• [PROBLEM DETAILS]: In the listing that follows, how many lines contain "page"? Give the number only.

-- start DATA SEGMENT --

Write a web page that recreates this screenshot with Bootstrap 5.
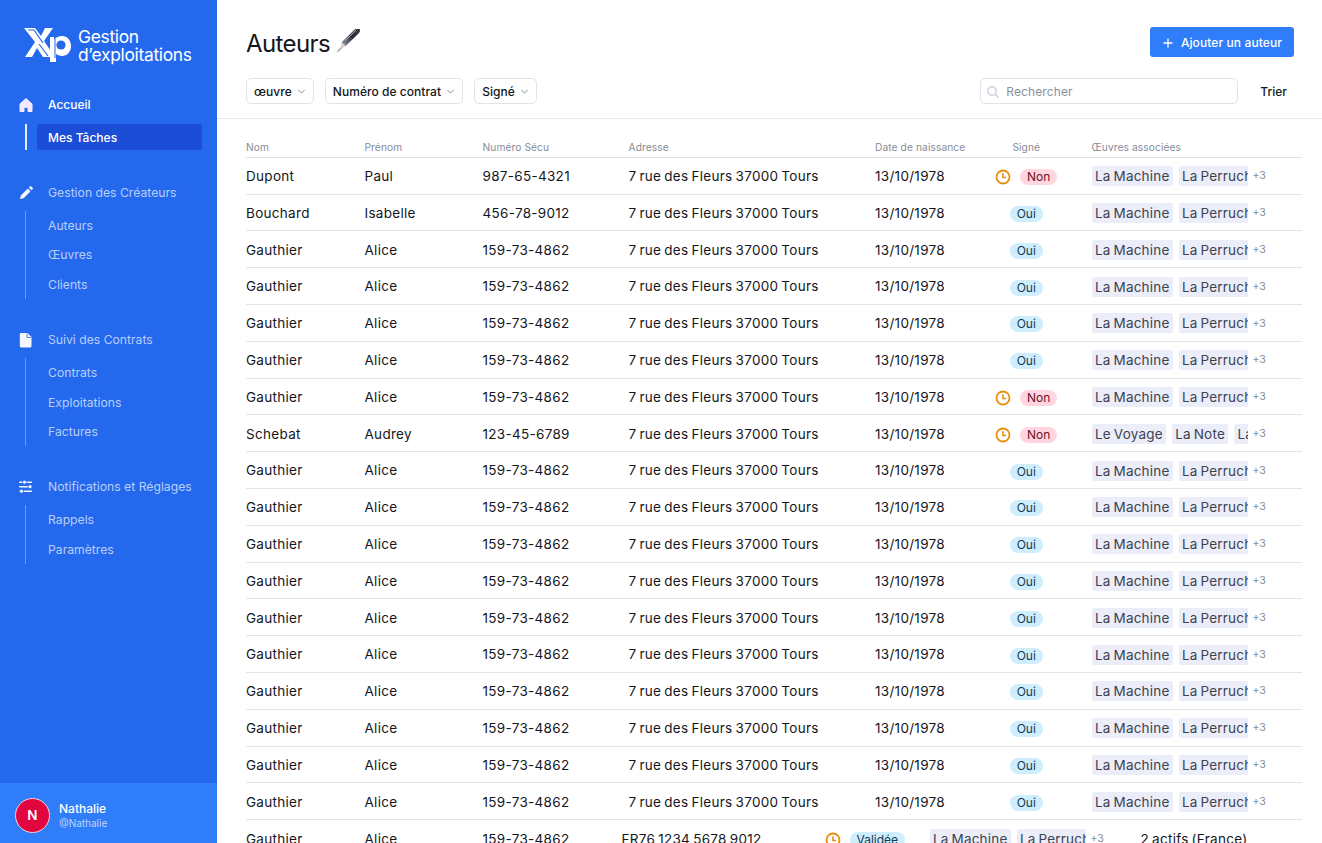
<!DOCTYPE html>
<html lang="fr">
<head>
  <meta charset="UTF-8">
  <meta name="viewport" content="width=device-width, initial-scale=1.0">
  <title>Auteurs</title>
  <link href="https://cdn.jsdelivr.net/npm/bootstrap@5.3.0/dist/css/bootstrap.min.css" rel="stylesheet">
  <style>
    html, body { height: 100%; }
    body { font-family: Inter, "Liberation Sans", sans-serif; color: #14161c; overflow: hidden; }
    .app-shell { height: 843px; }

    .side { width: 217px; background: #2468ee; color: #fff; }
    .brand { padding: 26px 0 0 24px; height: 97px; }
    .brand-name { font-size: 17.4px; line-height: 17.5px; letter-spacing: -.3px; margin-left: 7px; margin-top: 2px; }
    .side-nav { padding: 0 15px 0 17px; }
    .side-group { margin-bottom: 33px; }
    .side-head { height: 16px; font-size: 12.2px; line-height: 16px; color: #b9cffb; }
    .side-head.on { color: #fff; font-size: 12px; font-weight: 500; }
    .side-head svg { width: 18px; height: 18px; margin-right: 13px; flex: none; }
    .side-sub { margin: 10px 0 0 8px; border-left: 1px solid #6b9af5; padding-left: 11px; }
    .side-sub a { display: block; height: 29.4px; line-height: 29.4px; font-size: 12.2px; color: #b9cffb; text-decoration: none; padding-left: 11px; }
    .side-sub.on { border-left: 2px solid #e6eefe; margin: 11px 0 35px 8px; padding-left: 10px; }
    .side-sub.on a { height: 26px; line-height: 27px; font-size: 12px; font-weight: 500; background: #1b4dd6; color: #fff; border-radius: 3px; }
    .side-foot { background: #2f7df8; height: 60px; padding: 5px 0 0 15px; gap: 9px; }
    .avatar { width: 35px; height: 35px; background: #e2053f; border: 1px solid #f4d3dc; font-size: 13.5px; font-weight: 600; }
    .foot-name { font-size: 12px; line-height: 15px; font-weight: 500; margin-top: 1px; }
    .foot-handle { font-size: 10px; line-height: 15px; color: #bcd3fc; }

    .page-top { height: 119px; padding: 27px 28px 0 29px; border-bottom: 1px solid #e9eaee; }
    .page-title { font-size: 24px; line-height: 34px; letter-spacing: -.6px; font-weight: 400; }
    .add-btn { height: 30px; padding: 1px 12px 0; gap: 7px; background: #2f7df8; border: 0; border-radius: 3px; color: #fff; font-size: 12px; font-weight: 500; letter-spacing: .1px; }
    .add-btn:hover { background: #2f7df8; color: #fff; }
    .filter-row { margin-top: 17px; }
    .filter-list { gap: 11px; }
    .filter-btn { height: 26px; padding: 1px 7px 0; background: #fff; border: 1px solid #e1e3ea; border-radius: 5px; font-size: 12px; font-weight: 500; color: #14161c; letter-spacing: .05px; gap: 5px; }
    .filter-btn svg { width: 9px; height: 9px; }
    .search-box { width: 258px; height: 26px; border: 1px solid #e1e3ea; border-radius: 5px; padding: 1px 0 0 5px; font-size: 12px; color: #8b909b; letter-spacing: .1px; gap: 6px; margin-right: 22px; }
    .sort-lnk { font-size: 12px; font-weight: 500; margin-right: 7px; padding-top: 1px; }

    .data-wrap { padding: 18.3px 21px 0 29px; }
    .data-grid { table-layout: fixed; width: 1056px; margin: 0; border-collapse: collapse; }
    .data-grid th { height: 20px; padding: 2px 0 3px; font-size: 10.2px; line-height: 14px; font-weight: 400; color: #868c98; letter-spacing: .1px; border-bottom: 1px solid #dfe1e8; vertical-align: middle; white-space: nowrap; }
    .data-grid td { height: 36.8px; padding: 1px 0 0; font-size: 13.5px; color: #14161c; border-bottom: 1px solid #e3e4eb; vertical-align: middle; white-space: nowrap; letter-spacing: .3px; word-spacing: -1.1px; }
    .data-grid td.status-cell { padding: 3px 0 0; }
    .data-grid tr.end-row td { border-bottom: 0; }
    .pill { display: block; height: 16px; line-height: 16px; border-radius: 8px; font-size: 12px; padding: 0 7px; letter-spacing: 0; word-spacing: 0; }
    .pill-yes { background: #cfeefd; color: #123a52; }
    .pill-no { background: #ffd6e0; color: #6d0f28; margin-left: 9px; }
    .clock-ico { width: 16px; height: 16px; flex: none; }
    .works { width: 156px; overflow: hidden; gap: 5.5px; }
    .work-tag { flex: none; height: 20px; line-height: 20px; padding: 0 3.5px; background: #ebeef8; border-radius: 2px; color: #3d4250; letter-spacing: .2px; }
    .more-count { font-size: 10.5px; color: #868c98; margin-left: 5px; letter-spacing: 0; }
    .end-row .pill-yes { margin-left: 9px; }
  </style>
</head>
<body>
  <div class="app-shell d-flex">
    <aside class="side d-flex flex-column flex-shrink-0">
      <div class="brand d-flex align-items-start">
        <svg width="47" height="36" viewBox="0 0 47 36">
          <path d="M0 2h11l6 8 4-8h8l-9 13 11 16H19l-6-9-5 9H1l10-15z" fill="#fff"/>
          <path d="M4 4h6l9 13M15 18l9 12" fill="none" stroke="#2468ee" stroke-width="1.2"/>
          <path d="M26 11h4v3c2-3 5-4 8-4 5 0 9 4 9 10s-4 10-9 10c-2 0-4-1-6-2v8h-6z" fill="#fff"/>
          <circle cx="37" cy="19" r="4.6" fill="#2468ee"/>
          <path d="M31 13v19" stroke="#2468ee" stroke-width="1"/>
        </svg>
        <div class="brand-name">Gestion<br>d’exploitations</div>
      </div>
      <nav class="side-nav flex-grow-1">
        <div class="side-group">
          <div class="side-head on d-flex align-items-center">
            <svg viewBox="0 0 18 18"><path d="M9 2.500 3 8v7.500h4v-4.200h4v4.200h4V8z" fill="#f1e9ff" stroke="#f1e9ff" stroke-linejoin="round"/></svg>Accueil
          </div>
          <div class="side-sub on"><a href="#">Mes Tâches</a></div>
        </div>
        <div class="side-group">
          <div class="side-head d-flex align-items-center">
            <svg viewBox="0 0 18 18"><path d="M3 15l.8-3.600 7-7 2.800 2.800-7 7zM11.800 3.400l1-1a1 1 0 0 1 1.400 0l1.400 1.400a1 1 0 0 1 0 1.400l-1 1z" fill="#f4f7ff"/></svg>Gestion des Créateurs
          </div>
          <div class="side-sub"><a href="#">Auteurs</a><a href="#">Œuvres</a><a href="#">Clients</a></div>
        </div>
        <div class="side-group">
          <div class="side-head d-flex align-items-center">
            <svg viewBox="0 0 18 18"><path d="M4 2h6.500L14.500 6v9a1.500 1.500 0 0 1-1.500 1.500H4A1.500 1.500 0 0 1 2.800 15V3.200A1.200 1.200 0 0 1 4 2z" fill="#f4f7ff"/><path d="M10 2.500V6.500h4" fill="none" stroke="#2468ee" stroke-width=".8"/></svg>Suivi des Contrats
          </div>
          <div class="side-sub"><a href="#">Contrats</a><a href="#">Exploitations</a><a href="#">Factures</a></div>
        </div>
        <div class="side-group">
          <div class="side-head d-flex align-items-center">
            <svg viewBox="0 0 18 18" fill="#f4f7ff"><rect x="2" y="3.500" width="13" height="1.500" rx=".7"/><rect x="2" y="8" width="13" height="1.500" rx=".7"/><rect x="2" y="12.500" width="13" height="1.500" rx=".7"/><g stroke="#2468ee" stroke-width=".8"><circle cx="7.500" cy="4.200" r="2"/><circle cx="13" cy="8.700" r="2"/><circle cx="4.500" cy="13.200" r="2"/></g></svg>Notifications et Réglages
          </div>
          <div class="side-sub"><a href="#">Rappels</a><a href="#">Paramètres</a></div>
        </div>
      </nav>
      <div class="side-foot d-flex align-items-center">
        <div class="avatar rounded-circle d-flex align-items-center justify-content-center">N</div>
        <div>
          <div class="foot-name">Nathalie</div>
          <div class="foot-handle">@Nathalie</div>
        </div>
      </div>
    </aside>

    <main class="flex-grow-1 overflow-hidden">
      <div class="page-top">
        <div class="d-flex justify-content-between align-items-start">
          <h1 class="page-title d-flex align-items-center m-0">Auteurs
            <svg width="31" height="31" viewBox="-1.500 3 28 28">
              <defs><linearGradient id="penBody" x1="1" y1="0" x2="0" y2="1"><stop offset="0" stop-color="#3a3f47"/><stop offset=".45" stop-color="#2a2d33"/><stop offset=".8" stop-color="#6f7884"/><stop offset="1" stop-color="#a9b1bb"/></linearGradient></defs>
              <path d="M9 15 21.500 2.800c1.500-1 3.500-.5 4 .8.400 1.200 0 2.300-1 3.200L12.500 18.500z" fill="url(#penBody)"/>
              <path d="M12 13.500 22 4" stroke="#c4ccd6" stroke-width=".8"/>
              <path d="M9 15l3.500 3.500-2.500 1.500-3 3-2.500 1 1-2.500 3-3z" fill="#d3d0c8"/>
              <path d="M5 24l4-4" stroke="#8a867c" stroke-width=".6"/>
            </svg>
          </h1>
          <button class="add-btn btn d-flex align-items-center" type="button">
            <svg width="12" height="12" viewBox="0 0 12 12"><path d="M6 1.500v9M1.500 6h9" stroke="#fff" stroke-width="1.300"/></svg>Ajouter un auteur
          </button>
        </div>
        <div class="filter-row d-flex align-items-center">
          <div class="filter-list d-flex flex-grow-1" id="filtres"></div>
          <div class="search-box d-flex align-items-center">
            <svg width="14" height="14" viewBox="0 0 14 14"><circle cx="6" cy="6" r="4.200" fill="none" stroke="#cdd0d8" stroke-width="1.400"/><path d="M9.200 9.200l3.300 3.300" stroke="#cdd0d8" stroke-width="1.600"/></svg>Rechercher
          </div>
          <div class="sort-lnk">Trier</div>
        </div>
      </div>

      <div class="data-wrap">
        <table class="data-grid">
          <colgroup><col style="width:118.500px"><col style="width:118px"><col style="width:146px"><col style="width:246.500px"><col style="width:86px"><col style="width:130.500px"><col></colgroup>
          <thead>
            <tr><th>Nom</th><th>Prénom</th><th>Numéro Sécu</th><th>Adresse</th><th>Date de naissance</th><th class="text-center">Signé</th><th>Œuvres associées</th></tr>
          </thead>
          <tbody id="lignes"></tbody>
        </table>
        <table class="data-grid">
          <colgroup><col style="width:118.500px"><col style="width:118px"><col style="width:139px"><col style="width:203px"><col style="width:105px"><col style="width:211px"><col></colgroup>
          <tbody>
            <tr class="end-row">
              <td>Gauthier</td><td>Alice</td><td>159-73-4862</td><td>FR76 1234 5678 9012</td>
              <td class="status-cell"><div class="d-flex align-items-center"><svg class="clock-ico" viewBox="0 0 16 16"><circle cx="8" cy="8" r="6.500" fill="none" stroke="#e8900c" stroke-width="1.800"/><path d="M8 4.200V8.500h3.200" fill="none" stroke="#e8900c" stroke-width="1.600"/></svg><span class="pill pill-yes">Validée</span></div></td>
              <td><div class="d-flex align-items-center"><div class="works d-flex"><span class="work-tag">La Machine</span><span class="work-tag">La Perruche</span></div><span class="more-count">+3</span></div></td>
              <td>2 actifs (France)</td>
            </tr>
          </tbody>
        </table>
      </div>
    </main>
  </div>

  <script>
    const chevron = '<svg viewBox="0 0 10 10"><path d="M1.500 3.200 5 6.800l3.500-3.600" fill="none" stroke="#7d828e" stroke-width="1"/></svg>';
    document.getElementById('filtres').innerHTML = ['œuvre', 'Numéro de contrat', 'Signé']
      .map(f => `<button type="button" class="filter-btn d-flex align-items-center">${f}${chevron}</button>`).join('');

    const clock = '<svg class="clock-ico" viewBox="0 0 16 16"><circle cx="8" cy="8" r="6.500" fill="none" stroke="#e8900c" stroke-width="1.800"/><path d="M8 4.200V8.500h3.200" fill="none" stroke="#e8900c" stroke-width="1.600"/></svg>';
    const gauthier = ['Gauthier', 'Alice', '159-73-4862', true];
    const auteurs = [
      ['Dupont', 'Paul', '987-65-4321', false],
      ['Bouchard', 'Isabelle', '456-78-9012', true],
      gauthier, gauthier, gauthier, gauthier,
      ['Gauthier', 'Alice', '159-73-4862', false],
      ['Schebat', 'Audrey', '123-45-6789', false, ['Le Voyage', 'La Note', 'La Peste']],
      gauthier, gauthier, gauthier, gauthier, gauthier, gauthier, gauthier, gauthier, gauthier, gauthier
    ];

    document.getElementById('lignes').innerHTML = auteurs.map(([nom, prenom, secu, signe, oeuvres]) => {
      const tags = (oeuvres || ['La Machine', 'La Perruche']).map(o => `<span class="work-tag">${o}</span>`).join('');
      const statut = signe ? '<span class="pill pill-yes">Oui</span>' : `${clock}<span class="pill pill-no">Non</span>`;
      return `<tr><td>${nom}</td><td>${prenom}</td><td>${secu}</td><td>7 rue des Fleurs 37000 Tours</td><td>13/10/1978</td>
        <td class="status-cell"><div class="d-flex justify-content-center align-items-center">${statut}</div></td>
        <td><div class="d-flex align-items-center"><div class="works d-flex">${tags}</div><span class="more-count">+3</span></div></td></tr>`;
    }).join('');
  </script>
  <script src="https://cdn.jsdelivr.net/npm/bootstrap@5.3.0/dist/js/bootstrap.bundle.min.js"></script>
</body>
</html>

-- end DATA SEGMENT --

• [TASK SOLUTION]: 5